For some, the center of gravity has shifted. “Only a few years ago, we would battle with our distribution partners in the U.S. about box-office bumps,” says Brigaud-Robert. “Today, I don’t fight for bumps from theatrical anymore, I fight for my VOD.”

With those new markets come new buyers and new opportunities. The hip upstart Neon recently made its first French acquisition, picking up the horror-thriller “Revenge.” After a well-publicized theatrical push, Neon teamed with streaming service Shudder for a VOD exclusive that pulled in more than $1.1 million — exceeding all expectations and delighting Adeline Monzier, the U.S. representative of French film promotion body UniFrance.

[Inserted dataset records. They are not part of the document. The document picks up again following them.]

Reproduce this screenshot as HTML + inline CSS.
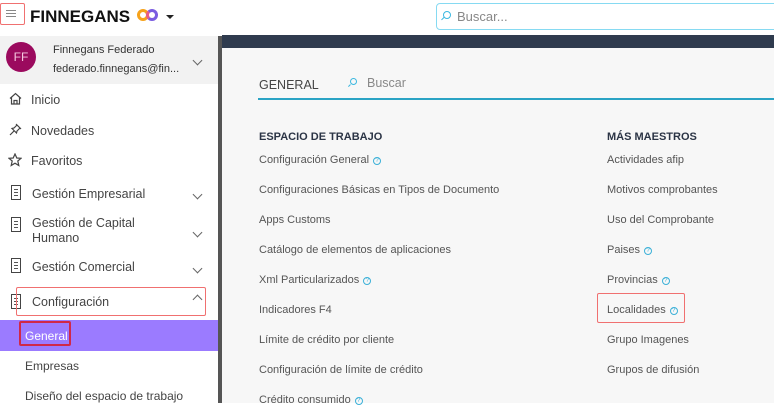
<!DOCTYPE html>
<html><head><meta charset="utf-8"><style>
*{margin:0;padding:0;box-sizing:border-box}
body{width:774px;height:403px;overflow:hidden;background:#fff;font-family:"Liberation Sans",sans-serif;position:relative;color:#333}
.a{position:absolute;white-space:nowrap}
.side{font-size:12.5px;color:#444}
.lk{font-size:11px;color:#555}
.q{display:inline-block;width:8px;height:8px;border:1px solid #3bb0d8;border-radius:50%;font-size:6px;line-height:6px;text-align:center;color:#3bb0d8;vertical-align:1px;margin-left:4px}
.red{position:absolute;border:1.5px solid #f07070;border-radius:2px}
.chev{position:absolute;width:7px;height:7px;border-right:1.3px solid #666;border-bottom:1.3px solid #666;transform:rotate(45deg)}
.bld{position:absolute;width:10px;height:15px;border:1.5px solid #444;background:repeating-linear-gradient(#555 0 1px,transparent 1px 3px);background-clip:content-box;padding:2px 2px}
</style></head><body>
<div class="red" style="left:0;top:3px;width:25px;height:22px"></div>
<div class="a" style="left:6px;top:10px;width:10px;height:1px;background:#888;box-shadow:0 3px 0 #888,0 6px 0 #888"></div>
<div class="a" style="left:30px;top:7px;font-size:17px;font-weight:bold;color:#111">FINNEGANS</div>
<div class="a" style="left:137px;top:9px;width:12px;height:12px;border:3px solid #f6a21b;border-radius:50%"></div>
<div class="a" style="left:146px;top:9px;width:12px;height:12px;border:3px solid #7a5ce0;border-radius:50%;border-left-color:#e85a8a"></div>
<div class="a" style="left:166px;top:15px;width:0;height:0;border-left:4px solid transparent;border-right:4px solid transparent;border-top:4px solid #222"></div>
<div class="a" style="left:436px;top:3px;width:345px;height:27px;border:1px solid #86daf2;border-radius:4px"></div>
<div class="a" style="left:443px;top:11px;width:8px;height:8px;border:1.3px solid #3bb8e0;border-radius:50%"></div>
<div class="a" style="left:441px;top:18px;width:4px;height:1.3px;background:#3bb8e0;transform:rotate(-45deg)"></div>
<div class="a" style="left:457px;top:9px;font-size:13px;color:#888">Buscar...</div>
<div class="a" style="left:0;top:36px;width:218px;height:48px;background:#f2f2f2"></div>
<div class="a" style="left:6px;top:42px;width:30px;height:30px;border-radius:50%;background:#9b0a5e;color:#f5c8e0;font-size:12px;line-height:30px;text-align:center">FF</div>
<div class="a" style="left:53px;top:44px;font-size:11px;color:#333">Finnegans Federado</div>
<div class="a" style="left:53px;top:63px;font-size:11px;color:#333">federado.finnegans@fin...</div>
<div class="chev" style="left:194px;top:57px"></div>
<div class="a" style="left:218px;top:36px;width:4px;height:367px;background:#555"></div>
<svg class="a" style="left:9px;top:92px" width="13" height="13" viewBox="0 0 13 13"><path d="M1 6.5L6.5 1.5L12 6.5M2.5 5.5V12H10.5V5.5M5 12V8.5H8V12" fill="none" stroke="#444" stroke-width="1.2"/></svg>
<div class="a side" style="left:31px;top:93px">Inicio</div>
<svg class="a" style="left:9px;top:123px" width="13" height="13" viewBox="0 0 13 13"><path d="M7 1L12 6M8 2L5 5L3 5.5L7.5 10L8 8L11 5M5 8L1 12" fill="none" stroke="#444" stroke-width="1.2"/></svg>
<div class="a side" style="left:31px;top:124px">Novedades</div>
<svg class="a" style="left:8px;top:153px" width="14" height="14" viewBox="0 0 14 14"><path d="M7 1L8.8 5L13 5.3L9.8 8L10.8 12.5L7 10.2L3.2 12.5L4.2 8L1 5.3L5.2 5Z" fill="none" stroke="#444" stroke-width="1.2"/></svg>
<div class="a side" style="left:31px;top:154px">Favoritos</div>
<div class="bld" style="left:11px;top:185px"></div>
<div class="a side" style="left:32px;top:187px">Gestión Empresarial</div>
<div class="chev" style="left:194px;top:191px"></div>
<div class="bld" style="left:11px;top:217px"></div>
<div class="a side" style="left:32px;top:216px;line-height:15px">Gestión de Capital<br>Humano</div>
<div class="chev" style="left:194px;top:229px"></div>
<div class="bld" style="left:11px;top:258px"></div>
<div class="a side" style="left:32px;top:260px">Gestión Comercial</div>
<div class="chev" style="left:194px;top:265px"></div>
<div class="bld" style="left:11px;top:294px"></div>
<div class="a side" style="left:32px;top:295px">Configuración</div>
<div class="chev" style="left:194px;top:296px;transform:rotate(225deg)"></div>
<div class="red" style="left:16px;top:287px;width:190px;height:29px"></div>
<div class="a" style="left:0;top:320px;width:218px;height:31px;background:#9b7bff"></div>
<div class="red" style="left:19px;top:321px;width:52px;height:25px;border:2px solid #d02848"></div>
<div class="a" style="left:25px;top:329px;font-size:12px;color:#fff">General</div>
<div class="a side" style="left:25px;top:359px;font-size:12px">Empresas</div>
<div class="a side" style="left:25px;top:389px;font-size:12px">Diseño del espacio de trabajo</div>
<div class="a" style="left:222px;top:35px;width:552px;height:368px;background:#f7f7f7"></div>
<div class="a" style="left:222px;top:35px;width:552px;height:13px;background:#2f3b4e"></div>
<div class="a" style="left:259px;top:78px;font-size:12.5px;color:#444">GENERAL</div>
<div class="a" style="left:350px;top:78px;width:7px;height:7px;border:1.2px solid #3bb8e0;border-radius:50%"></div>
<div class="a" style="left:348px;top:85px;width:3px;height:1.2px;background:#3bb8e0;transform:rotate(-45deg)"></div>
<div class="a" style="left:367px;top:76px;font-size:12.5px;color:#888">Buscar</div>
<div class="a" style="left:258px;top:98px;width:516px;height:1.5px;background:#2aa3c4"></div>
<div class="a" style="left:259px;top:131px;font-size:11px;font-weight:bold;color:#2b3445">ESPACIO DE TRABAJO</div>
<div class="a" style="left:607px;top:131px;font-size:11px;font-weight:bold;color:#2b3445">MÁS MAESTROS</div>
<div class="a lk" style="left:259px;top:154px">Configuración General<span class="q">?</span></div>
<div class="a lk" style="left:259px;top:184px">Configuraciones Básicas en Tipos de Documento</div>
<div class="a lk" style="left:259px;top:214px">Apps Customs</div>
<div class="a lk" style="left:259px;top:244px">Catálogo de elementos de aplicaciones</div>
<div class="a lk" style="left:259px;top:274px">Xml Particularizados<span class="q">?</span></div>
<div class="a lk" style="left:259px;top:304px">Indicadores F4</div>
<div class="a lk" style="left:259px;top:334px">Límite de crédito por cliente</div>
<div class="a lk" style="left:259px;top:364px">Configuración de límite de crédito</div>
<div class="a lk" style="left:259px;top:394px">Crédito consumido<span class="q">?</span></div>
<div class="a lk" style="left:607px;top:154px">Actividades afip</div>
<div class="a lk" style="left:607px;top:184px">Motivos comprobantes</div>
<div class="a lk" style="left:607px;top:214px">Uso del Comprobante</div>
<div class="a lk" style="left:607px;top:244px">Paises<span class="q">?</span></div>
<div class="a lk" style="left:607px;top:274px">Provincias<span class="q">?</span></div>
<div class="a lk" style="left:607px;top:304px">Localidades<span class="q">?</span></div>
<div class="red" style="left:597px;top:293px;width:88px;height:30px"></div>
<div class="a lk" style="left:607px;top:334px">Grupo Imagenes</div>
<div class="a lk" style="left:607px;top:364px">Grupos de difusión</div>
</body></html>
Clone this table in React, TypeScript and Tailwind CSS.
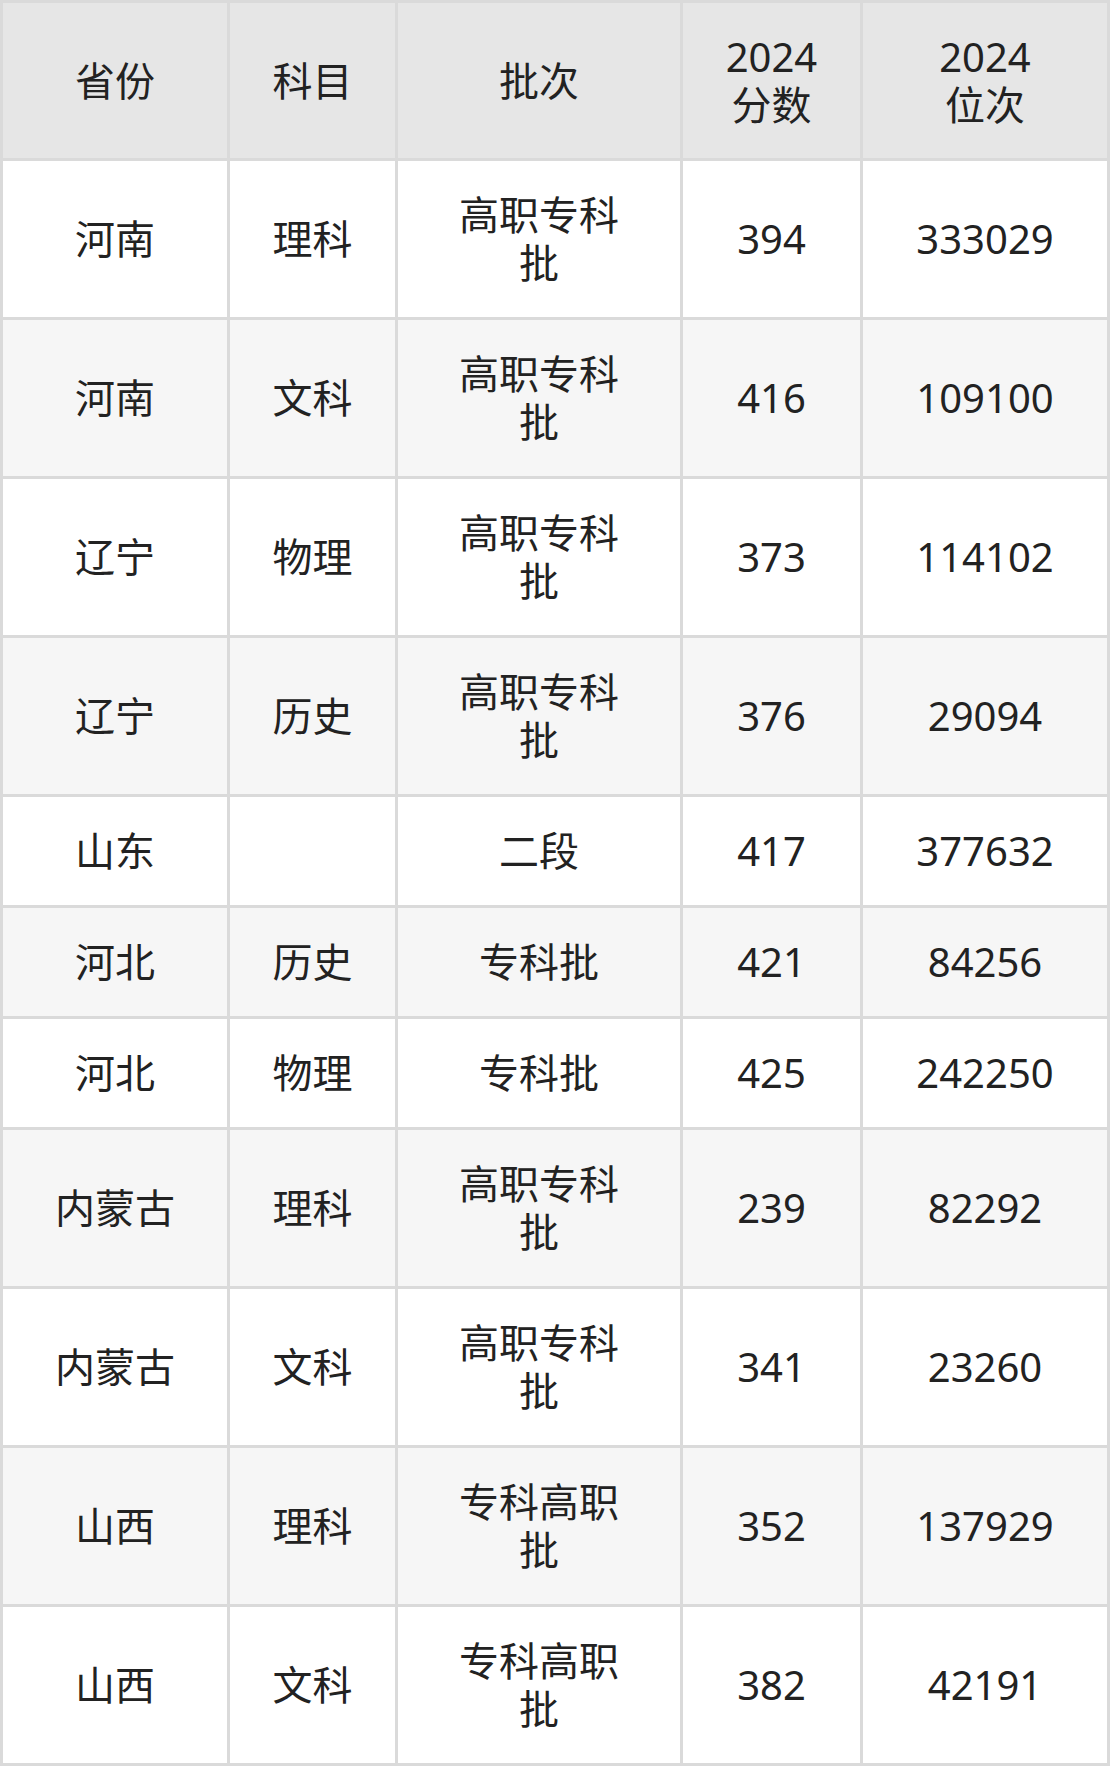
export default function App() {
  const header = [["省份"], ["科目"], ["批次"], ["2024", "分数"], ["2024", "位次"]]

  const rows = [
    { province: "河南", subject: "理科", batch: ["高职专科", "批"], score: "394", rank: "333029" },
    { province: "河南", subject: "文科", batch: ["高职专科", "批"], score: "416", rank: "109100" },
    { province: "辽宁", subject: "物理", batch: ["高职专科", "批"], score: "373", rank: "114102" },
    { province: "辽宁", subject: "历史", batch: ["高职专科", "批"], score: "376", rank: "29094" },
    { province: "山东", subject: "", batch: ["二段"], score: "417", rank: "377632" },
    { province: "河北", subject: "历史", batch: ["专科批"], score: "421", rank: "84256" },
    { province: "河北", subject: "物理", batch: ["专科批"], score: "425", rank: "242250" },
    { province: "内蒙古", subject: "理科", batch: ["高职专科", "批"], score: "239", rank: "82292" },
    { province: "内蒙古", subject: "文科", batch: ["高职专科", "批"], score: "341", rank: "23260" },
    { province: "山西", subject: "理科", batch: ["专科高职", "批"], score: "352", rank: "137929" },
    { province: "山西", subject: "文科", batch: ["专科高职", "批"], score: "382", rank: "42191" },
  ]

  return (
    <div
      className="w-[1110px] bg-[#dadada] p-[3px] text-[40px] leading-[48px] text-[#222]"
      style={{ fontFamily: '"Noto Sans", "Noto Sans CJK SC", sans-serif' }}
    >
      <div className="grid grid-cols-[224px_165px_282px_177px_244px] gap-[3px]">
        {header.map((lines, i) => (
          <div key={i} className="flex h-[155px] flex-col items-center justify-center bg-[#e6e6e6] text-center">
            {lines.map((l) => (
              <span key={l}>{l}</span>
            ))}
          </div>
        ))}

        {rows.map((row, r) => {
          const tall = row.batch.length > 1
          const bg = r % 2 === 0 ? "bg-white" : "bg-[#f6f6f6]"
          const h = tall ? "h-[156px]" : "h-[108px]"
          const cells = [[row.province], [row.subject], row.batch, [row.score], [row.rank]]
          return cells.map((lines, c) => (
            <div key={`${r}-${c}`} className={`flex flex-col items-center justify-center text-center ${bg} ${h}`}>
              {lines.map((l, k) => (
                <span key={k}>{l}</span>
              ))}
            </div>
          ))
        })}
      </div>
    </div>
  )
}
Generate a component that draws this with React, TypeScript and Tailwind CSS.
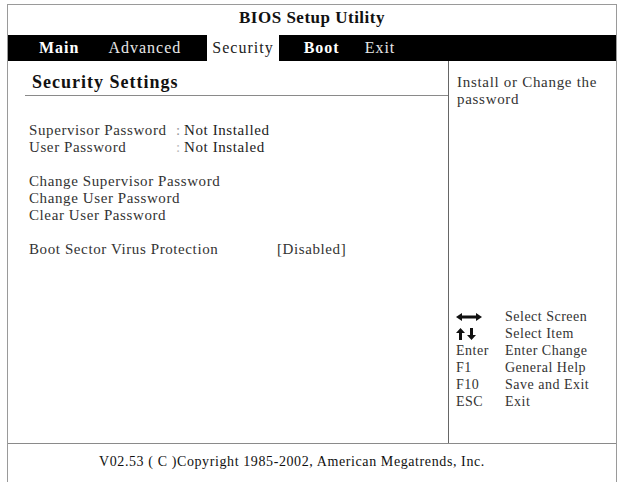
import React from "react";

const serif = { fontFamily: '"Liberation Serif", "Times New Roman", serif' };

function LeftRightArrow() {
  return (
    <svg width="26" height="8" viewBox="0 0 26 8" className="block">
      <polygon points="0,4 6,0 6,8" fill="#111" />
      <rect x="5" y="2.5" width="16" height="3" fill="#111" />
      <polygon points="26,4 20,0 20,8" fill="#111" />
    </svg>
  );
}

function UpDownArrow() {
  return (
    <svg width="20" height="12" viewBox="0 0 20 12" className="block">
      <polygon points="4.5,0 0,5 3,5 3,12 6,12 6,5 9,5" fill="#111" />
      <polygon points="15.5,12 11,7 14,7 14,0 17,0 17,7 20,7" fill="#111" />
    </svg>
  );
}

const legend: [React.ReactNode, string][] = [
  [<LeftRightArrow />, "Select Screen"],
  [<UpDownArrow />, "Select Item"],
  ["Enter", "Enter Change"],
  ["F1", "General Help"],
  ["F10", "Save and Exit"],
  ["ESC", "Exit"],
];

export default function App() {
  return (
    <div className="w-[618px] h-[482px] bg-white overflow-hidden pt-[4px] pl-[7px]" style={serif}>
      <div className="w-[610px] h-[478px] border-l border-t border-r border-[#9a9a9a] flex flex-col">
        {/* Title */}
        <div className="h-[30px] flex items-center justify-center pb-[4px] text-[17px] font-bold tracking-[0.5px] text-[#111]">
          BIOS Setup Utility
        </div>
        {/* Menu bar */}
        <div className="h-[26px] bg-black flex items-stretch pl-[31px] text-[16px] tracking-[1px] text-white">
          <div className="flex items-center font-bold">Main</div>
          <div className="flex items-center ml-[29px] text-[#e8e8e8]">Advanced</div>
          <div className="flex items-center ml-[26px] bg-white text-[#222] px-[5px]">Security</div>
          <div className="flex items-center ml-[25px] font-bold">Boot</div>
          <div className="flex items-center ml-[25px] text-[#e8e8e8]">Exit</div>
        </div>
        {/* Main */}
        <div className="h-[383px] flex border-b border-[#8a8a8a]">
          <div className="w-[441px] border-r border-[#666] flex flex-col">
            <div className="ml-[17px] border-b border-[#8a8a8a] pt-[10px] pb-[2px] pl-[7px] h-[35px]">
              <div className="text-[18px] leading-[22px] font-bold tracking-[1px] text-[#111]">Security Settings</div>
            </div>
            <div className="pl-[21px] pt-[26px] text-[15px] leading-[17px] tracking-[0.6px] text-[#333]">
              <div className="grid grid-cols-[147px_8px_1fr]">
                <div>Supervisor Password</div>
                <div className="text-[#999]">:</div>
                <div className="text-[#222]">Not Installed</div>
                <div>User Password</div>
                <div className="text-[#bbb]">:</div>
                <div className="text-[#222]">Not Instaled</div>
              </div>
              <div className="h-[17px]" />
              <div>Change Supervisor Password</div>
              <div>Change User Password</div>
              <div>Clear User Password</div>
              <div className="h-[17px]" />
              <div className="grid grid-cols-[248px_1fr]">
                <div>Boot Sector Virus Protection</div>
                <div>[Disabled]</div>
              </div>
            </div>
          </div>
          <div className="flex-1 flex flex-col">
            <div className="pl-[8px] pt-[13px] text-[15px] leading-[17px] tracking-[0.7px] text-[#333]">
              <div>Install or Change the</div>
              <div>password</div>
            </div>
            <div className="mt-auto pb-[33px] pl-[7px] text-[14px] leading-[17px] tracking-[0.5px] text-[#333]">
              {legend.map(([k, d], i) => (
                <div key={i} className="flex h-[17px] items-center">
                  <div className="w-[49px] flex items-center">{k}</div>
                  <div>{d}</div>
                </div>
              ))}
            </div>
          </div>
        </div>
        {/* Footer */}
        <div className="flex-1 pt-[9px] pl-[91px] text-[14px] leading-[18px] tracking-[0.6px] text-[#111]">
          V02.53 ( C )Copyright 1985-2002, American Megatrends, Inc.
        </div>
      </div>
    </div>
  );
}
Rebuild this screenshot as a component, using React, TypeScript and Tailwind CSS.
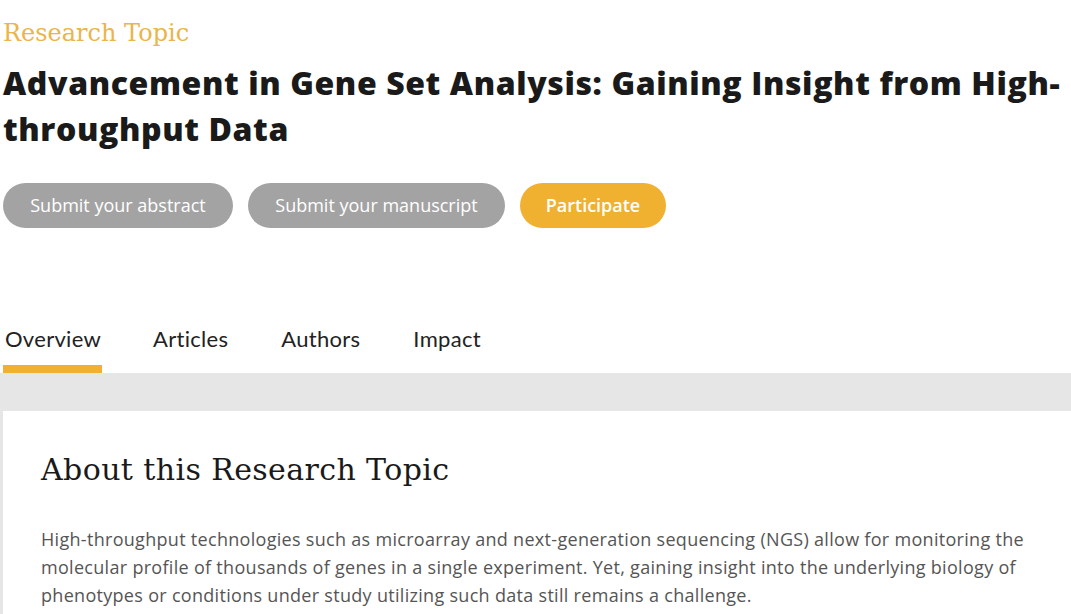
export default function App() {
  return (
    <div className="w-[1071px] h-[614px] overflow-hidden bg-white">
      <div className="pl-[3px] pt-[16px]">
        <div className="text-[24px] leading-[34px] text-[#eab54a] font-['DejaVu_Serif',serif] font-light">Research Topic</div>
        <h1 className="mt-[10px] w-[1068px] text-[32px] leading-[46px] font-extrabold text-[#1a1a1a] font-['Open_Sans',sans-serif] tracking-[0.6px]">
          Advancement in Gene Set Analysis: Gaining Insight from High-throughput Data
        </h1>
        <div className="mt-[31px] flex gap-[15px] font-['Open_Sans',sans-serif] text-[18px]">
          <button className="h-[45px] w-[230px] rounded-full bg-[#a3a3a3] text-white">Submit your abstract</button>
          <button className="h-[45px] w-[257px] rounded-full bg-[#a3a3a3] text-white">Submit your manuscript</button>
          <button className="h-[45px] w-[146px] rounded-full bg-[#f0b030] text-white font-semibold">Participate</button>
        </div>
        <div className="mt-[98px] flex font-['Lato',sans-serif] text-[22px] text-[#222] tracking-[0.3px]">
          <div className="w-[99px] flex flex-col">
            <div className="pl-[2px] h-[39px] leading-[26px]">Overview</div>
            <div className="h-[8px] bg-[#f0b030]" />
          </div>
          <div className="ml-[51px] leading-[26px]">Articles</div>
          <div className="ml-[53px] leading-[26px]">Authors</div>
          <div className="ml-[53px] leading-[26px]">Impact</div>
        </div>
      </div>
      <div className="bg-[#e6e6e6] pt-[38px] pl-[3px]">
        <div className="bg-white pl-[38px] pt-[40px] pb-[40px]">
          <h2 className="text-[30px] leading-[38px] text-[#1a1a1a] font-['DejaVu_Serif',serif] font-light tracking-[0.4px]">About this Research Topic</h2>
          <p className="mt-[36px] text-[18px] leading-[28px] text-[#555] font-['Open_Sans',sans-serif] tracking-[0.3px] w-[1000px]">
            High-throughput technologies such as microarray and next-generation sequencing (NGS) allow for monitoring the molecular profile of thousands of genes in a single experiment. Yet, gaining insight into the underlying biology of phenotypes or conditions under study utilizing such data still remains a challenge.
          </p>
        </div>
      </div>
    </div>
  );
}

“A lot of films that go day and date don’t get any marketing push and then they disappear. Here with ‘Revenge,’ we had the example of a distributor who put a lot of money in order to promote the theatrical release… and it paid off,” says Monzier. “So hopefully it will give them more desire to buy more,” she says. “I don’t think people, when they go to see these kinds of films, think they’re going to watch a French film. They’re just going to watch a genre film.”

This fact is not lost on Bac Films’ Gilles Sousa, who’s negotiating the sale of gritty urban thriller “Close Enemies.”  Following the film’s Venice premiere, Sousa hopes to position the underworld potboiler in way that capitalizes on the film’s genre aspects. As he explains, playing up such elements in the North American market can only help better connect the noir-ish drama with a dynamic new public — one ready to support French productions across any number of platforms.